One thing is quite evident as you read the book of Acts and that is when people were filled with the Spirit, it was for a purpose. Being filled with the Spirit was to enable people to be a witness for Jesus. People in the book of Acts weren't filled with the Spirit for the fun of it.
So Where Do We Go From Here
Don't get me wrong. I am all for the Charismatic Movement. I am Charismatic by experience, but not necessarily by doctrine. My spiritual life began, and is found in this movement. I will never be able to forsake my roots that were formed in the early 1970's.
Yes, there has been disappointments along the way, but that is life. Disappointments haven't changed my thoughts and feeling on the situation. Besides there have been more good times than bad times.

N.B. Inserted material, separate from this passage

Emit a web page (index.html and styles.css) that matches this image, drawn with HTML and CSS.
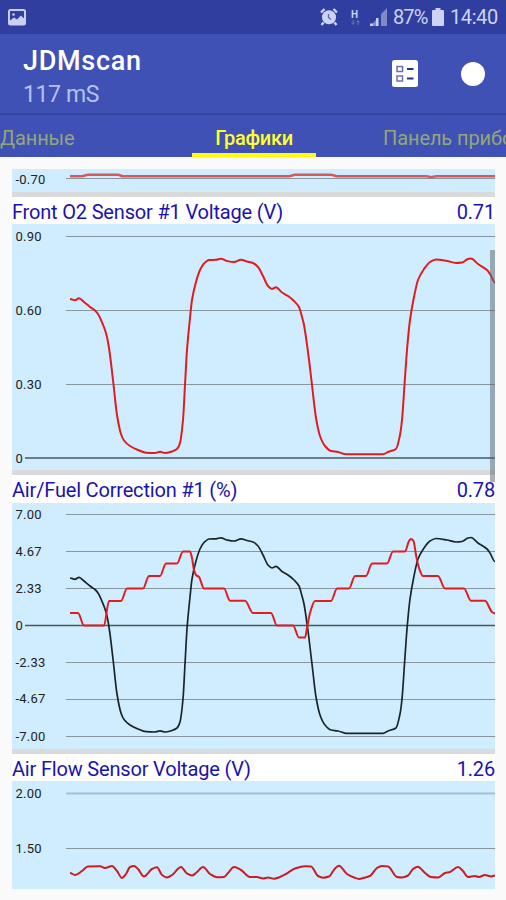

If Paul had have given up because of rough times, he would not have lasted long, and we would not have had much of the New Testament.
There are things I'd like to see happen within the movement, such things as, more emphasis on Bible teaching and study, a little bit more of a critical eye on experience, and having unity in the midst of diversity, to name a few.
It seems that man always wants to structuralize the move of God. In many cases once we structuralize and formalize God's outpourings of the Holy Spirit, we lose something. I know there is a need for structure. I know there is a need to formalize things, at least to a degree, yet lets not lose the freshness and creativity that comes with the moving of God's Spirit in the process.
Like the Pentecostal Movement which has been with us for more than 100 years, the Charismatic Movement will be with us a long time as well, yet with all movements in history, the steam seems to fizzle out in due time. As a result, the Lord will have to bring a new movement about to regenerate His people again.